***** Information provided

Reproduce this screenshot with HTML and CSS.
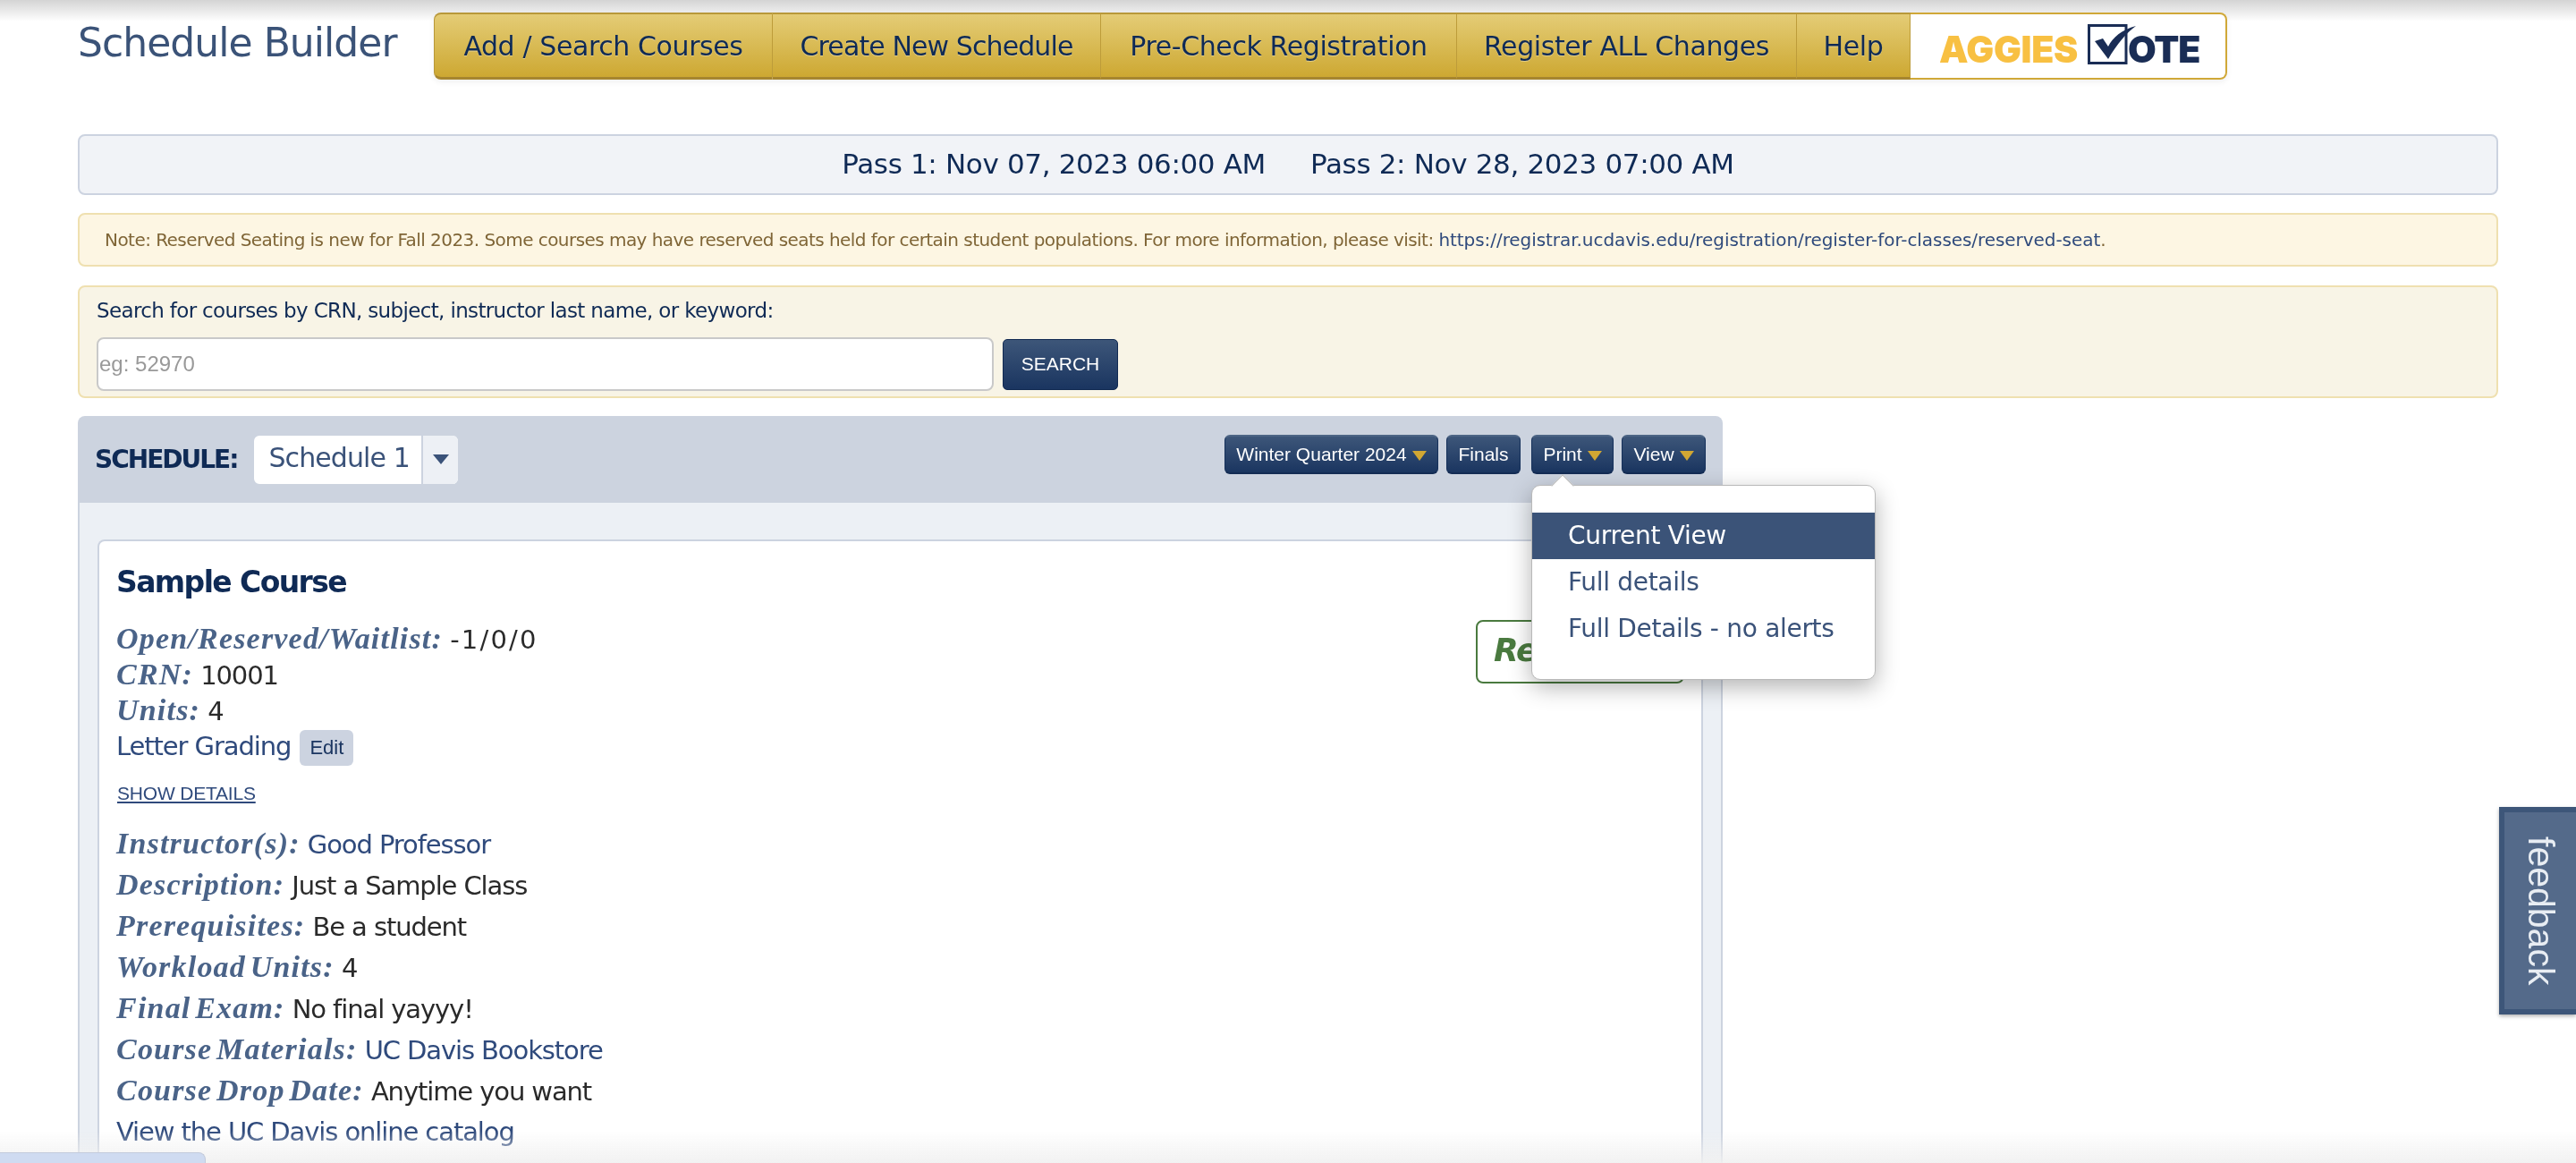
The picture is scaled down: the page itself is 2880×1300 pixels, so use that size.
FILE: index.html
```html
<!DOCTYPE html>
<html lang="en">
<head>
<meta charset="utf-8">
<title>Schedule Builder</title>
<link rel="stylesheet" href="styles.css">
</head>
<body>
<div class="shade-top"></div>
<div class="page">
  <header class="top">
    <h1 class="brand">Schedule Builder</h1>
    <nav class="menu">
      <a class="menu-item w1">Add / Search Courses</a>
      <a class="menu-item w2">Create New Schedule</a>
      <a class="menu-item w3">Pre-Check Registration</a>
      <a class="menu-item w4">Register ALL Changes</a>
      <a class="menu-item w5">Help</a>
      <a class="vote">
        <span class="vote-a">AGGIES</span>
        <svg class="vote-check" viewBox="0 0 54 45" width="54" height="45" aria-hidden="true">
          <path d="M1.5 1.5H43V43.5H1.5Z" fill="none" stroke="#1a2d55" stroke-width="3"/>
          <path d="M8 19 L17 16 L23 25 C28 15 38 6 54 2 C43 10 33 22 23 39 Z" fill="#1a2d55"/>
        </svg>
        <span class="vote-b">OTE</span>
      </a>
    </nav>
  </header>

  <div class="pass">
    <span>Pass 1: Nov 07, 2023 06:00 AM</span>
    <span>Pass 2: Nov 28, 2023 07:00 AM</span>
  </div>

  <div class="note"><span>Note: Reserved Seating is new for Fall 2023. Some courses may have reserved seats held for certain student populations. For more information, please visit: <a class="note-link">https://registrar.ucdavis.edu/registration/register-for-classes/reserved-seat</a>.</span></div>

  <form class="search">
    <label class="search-label" for="q">Search for courses by CRN, subject, instructor last name, or keyword:</label>
    <div class="search-row">
      <input id="q" class="search-input" type="text" placeholder="eg: 52970">
      <button class="search-btn" type="button">SEARCH</button>
    </div>
  </form>

  <section class="panel">
    <div class="panel-head">
      <div class="sched">
        <span class="sched-label">SCHEDULE:</span>
        <div class="select">
          <span class="select-val">Schedule 1</span>
          <span class="select-arrow"><i class="caret caret-blue"></i></span>
        </div>
      </div>
      <div class="tools">
        <button class="tool t-winter" type="button">Winter Quarter 2024<i class="caret"></i></button>
        <button class="tool t-finals" type="button">Finals</button>
        <div class="tool-wrap">
          <button class="tool t-print" type="button">Print<i class="caret"></i></button>
          <div class="dropdown">
            <a class="dd-item active">Current View</a>
            <a class="dd-item">Full details</a>
            <a class="dd-item">Full Details - no alerts</a>
          </div>
        </div>
        <button class="tool t-view" type="button">View<i class="caret"></i></button>
      </div>
    </div>
    <div class="panel-body">
      <article class="card">
        <div class="card-top">
          <div>
            <h2 class="course">Sample Course</h2>
            <div class="row-s"><b class="lbl">Open/Reserved/Waitlist:</b> <span class="val val-wide">-1/0/0</span></div>
            <div class="row-s"><b class="lbl">CRN:</b> <span class="val">10001</span></div>
            <div class="row-s"><b class="lbl">Units:</b> <span class="val">4</span></div>
            <div class="row-s"><a class="link">Letter Grading</a> <button class="edit" type="button">Edit</button></div>
          </div>
          <div class="status">Registered</div>
        </div>
        <a class="show">SHOW DETAILS</a>
        <div class="row-l"><b class="lbl">Instructor(s):</b> <a class="link">Good Professor</a></div>
        <div class="row-l"><b class="lbl">Description:</b> <span class="val">Just a Sample Class</span></div>
        <div class="row-l"><b class="lbl">Prerequisites:</b> <span class="val">Be a student</span></div>
        <div class="row-l"><b class="lbl">Workload Units:</b> <span class="val">4</span></div>
        <div class="row-l"><b class="lbl">Final Exam:</b> <span class="val">No final yayyy!</span></div>
        <div class="row-l"><b class="lbl">Course Materials:</b> <a class="link">UC Davis Bookstore</a></div>
        <div class="row-l"><b class="lbl">Course Drop Date:</b> <span class="val">Anytime you want</span></div>
        <div class="row-l"><a class="link">View the UC Davis online catalog</a></div>
      </article>
    </div>
  </section>
</div>
<a class="feedback">feedback</a>
<div class="shade-bottom"></div>
<div class="tab"></div>
</body>
</html>
```
FILE: styles.css
```css
* { box-sizing: border-box; }
html, body { margin: 0; height: 1300px; overflow: hidden; background: #fff; }
body { font-family: "DejaVu Sans", "Liberation Sans", sans-serif; color: #0f2a55; }
a { text-decoration: none; }
h1, h2 { margin: 0; font-weight: normal; }

.shade-top { position: fixed; top: 0; left: 0; right: 0; height: 24px; background: linear-gradient(#d4d4d4, #ffffff); }
.shade-bottom { position: fixed; bottom: 0; left: 0; right: 0; height: 36px; background: linear-gradient(rgba(240,240,240,0), rgba(240,240,240,.9)); z-index: 5; }
.tab { position: fixed; left: 0; bottom: 0; width: 230px; height: 12px; background: #cfdbf1; border-top: 1px solid #c3cbdc; border-right: 1px solid #c3cbdc; border-top-right-radius: 8px; z-index: 6; }

.page { position: relative; padding: 14px 87px 0 87px; width: 2880px; }

.top { display: flex; align-items: flex-start; height: 136px; }
.brand { width: 398px; font-size: 44px; letter-spacing: -.95px; line-height: 50px; margin-top: 9px; color: #3b5378; white-space: nowrap; }
.menu { display: flex; height: 75px; border-radius: 8px; box-shadow: 0 3px 6px rgba(0,0,0,.06); }
.menu-item { display: flex; align-items: center; justify-content: center; height: 75px; font-size: 30px; letter-spacing: -.4px; color: #0f2a55; text-shadow: 0 1px 0 rgba(255,255,255,.35); white-space: nowrap; background: linear-gradient(#e4cc76, #cda832); border-top: 2px solid #b8983a; border-bottom: 3px solid #a6852f; border-right: 1px solid #bd9c3a; }
.w1 { width: 379px; border-left: 1px solid #b8983a; border-radius: 8px 0 0 8px; }
.w2 { width: 367px; letter-spacing: -.9px; }
.w3 { width: 398px; }
.w4 { width: 380px; }
.w5 { width: 127px; }
.vote { display: flex; align-items: center; width: 354px; height: 75px; padding: 0 0 0 32px; border: 2px solid #d0a838; border-left: 0; border-radius: 0 8px 8px 0; background: #fff; }
.vote-a { font-family: Inter, "Liberation Sans", sans-serif; font-weight: 900; font-size: 41px; letter-spacing: -.3px; color: #f8c042; margin-top: 6px; }
.vote-check { margin-left: 11px; flex: none; margin-top: -4px; }
.vote-b { font-family: Inter, "Liberation Sans", sans-serif; font-weight: 900; font-size: 41px; letter-spacing: -1.2px; color: #1a2d55; margin-top: 6px; margin-left: -9px; }

.pass { display: flex; justify-content: center; gap: 50px; height: 68px; align-items: center; background: #f1f3f7; border: 2px solid #ccd3e0; border-radius: 8px; font-size: 31px; letter-spacing: -.35px; color: #0f2a55; padding-bottom: 2px; }
.note { margin-top: 20px; height: 60px; display: flex; align-items: center; padding: 0 0 0 28px; background: #fdf6e3; border: 2px solid #efe0b0; border-radius: 8px; font-size: 20px; letter-spacing: -.55px; color: #7f6536; }
.note-link { color: #2f4a7c; letter-spacing: -.06px; }

.search { margin-top: 21px; height: 126px; padding: 11px 19px 0 19px; background: #f8f4e6; border: 2px solid #efe0b0; border-radius: 8px; display: block; }
.search-label { display: block; font-size: 23px; letter-spacing: -.65px; line-height: 30px; color: #0f2a55; }
.search-row { display: flex; align-items: center; gap: 10px; margin-top: 15px; }
.search-input { width: 1003px; height: 60px; padding: 0 1px; border: 2px solid #c9c9c9; border-radius: 8px; background: #fff; font-family: "Liberation Sans", sans-serif; font-size: 24px; outline: 0; }
.search-input::placeholder { color: #999; opacity: 1; }
.search-btn { width: 129px; height: 57px; padding: 0; border: 1px solid #122a52; border-radius: 5px; background: linear-gradient(#3d5679, #1a3560); color: #fff; font-family: "Liberation Sans", sans-serif; font-size: 21px; }

.panel { margin-top: 20px; width: 1839px; }
.panel-head { display: flex; justify-content: space-between; align-items: center; height: 97px; padding: 0 19px 0 19px; background: #ccd3df; border-radius: 8px 8px 0 0; }
.sched { display: flex; align-items: center; gap: 19px; }
.sched-label { font-size: 28px; font-weight: bold; letter-spacing: -2px; color: #0f2a55; }
.select { display: flex; height: 54px; border-radius: 6px; overflow: hidden; background: #fff; }
.select-val { width: 187px; padding-left: 16px; line-height: 50px; font-size: 30px; letter-spacing: -.9px; color: #3a5279; white-space: nowrap; }
.select-arrow { width: 41px; display: flex; align-items: center; justify-content: center; background: #edf0f5; border-left: 2px solid #ccd3df; }
.caret { display: inline-block; width: 0; height: 0; margin-left: 6px; border-left: 8px solid transparent; border-right: 8px solid transparent; border-top: 11px solid #d1a733; }
.caret-blue { margin-left: 0; border-left-width: 9px; border-right-width: 9px; border-top-color: #3a5279; }

.tools { display: flex; align-items: center; gap: 9px; margin-top: -11px; }
.tool { height: 44px; padding: 0; border: 1px solid #15305a; border-top: 2px solid #4d6585; border-bottom: 2px solid #142c54; border-radius: 6px; background: linear-gradient(#3d5679, #1a3560); color: #fff; font-family: "Liberation Sans", sans-serif; font-size: 21px; white-space: nowrap; }
.t-winter { width: 239px; }
.t-finals { width: 83px; }
.t-print { width: 92px; }
.t-view { width: 94px; }
.tool-wrap { position: relative; display: flex; margin-left: 3px; }

.dropdown { position: absolute; top: 56px; left: 0; width: 385px; padding: 30px 0; background: #fff; border: 1px solid #b9b9b9; border-radius: 10px; box-shadow: 0 8px 26px rgba(0,0,0,.3); z-index: 4; }
.dropdown::before { content: ""; position: absolute; top: -9px; left: 25px; width: 17px; height: 17px; background: #fff; border-left: 1px solid #b9b9b9; border-top: 1px solid #b9b9b9; transform: rotate(45deg); }
.dd-item { display: block; height: 52px; line-height: 52px; padding-left: 40px; font-size: 28px; letter-spacing: -.3px; color: #3a5279; white-space: nowrap; }
.dd-item.active { background: #3b5378; color: #fff; }

.panel-body { height: 738px; padding: 41px 20px 0 20px; background: #ecf0f5; border-left: 2px solid #ccd3df; border-right: 2px solid #ccd3df; }
.card { height: 697px; padding: 23px 19px 0 19px; background: #fff; border: 2px solid #ccd3e0; border-bottom: 0; border-radius: 8px 8px 0 0; }
.card-top { display: flex; justify-content: space-between; align-items: flex-start; }
.course { font-size: 33px; font-weight: bold; letter-spacing: -1.6px; line-height: 46px; color: #0f2a55; margin-bottom: 20px; }
.row-s { height: 40px; line-height: 40px; font-size: 29px; letter-spacing: -1.1px; white-space: nowrap; }
.row-l { height: 46px; line-height: 46px; font-size: 29px; letter-spacing: -1.1px; white-space: nowrap; }
.lbl { font-family: "Liberation Serif", serif; font-style: italic; font-weight: bold; font-size: 34px; letter-spacing: 1.2px; word-spacing: -5px; color: #4a6388; }
.val { color: #2a2a2a; }
.val-wide { letter-spacing: 2.2px; }
.link { color: #2f4a7c; }
.edit { width: 60px; height: 40px; padding: 0; vertical-align: 1px; margin-left: 2px; border: 0; border-radius: 6px; background: #ccd3e0; color: #1a3560; font-family: "Liberation Sans", sans-serif; font-size: 22px; letter-spacing: 0; }
.status { margin-top: 65px; width: 233px; height: 71px; padding-left: 18px; line-height: 64px; font-size: 36px; font-style: italic; font-weight: bold; letter-spacing: -1px; color: #4a7a3f; border: 2px solid #4a7a3f; border-radius: 8px; background: #fff; }
.show { display: block; width: max-content; margin: 18px 0 18px 1px; font-family: "Liberation Sans", sans-serif; font-size: 21px; line-height: 30px; letter-spacing: -.2px; color: #2f4a7c; text-decoration: underline; }

.feedback { position: fixed; right: 0; top: 902px; width: 86px; height: 232px; display: flex; align-items: center; justify-content: center; writing-mode: vertical-rl; font-family: "Liberation Sans", sans-serif; font-size: 41px; color: #e8edf3; background: #546a8a; border: 6px solid #3d5679; border-right: 0; box-shadow: 0 2px 4px rgba(0,0,0,.3); }
```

**********

- _Exercise instructions_: What is the number of lines in the data above that include the word "page"? Answer with that number only.

- _Expected output_: 3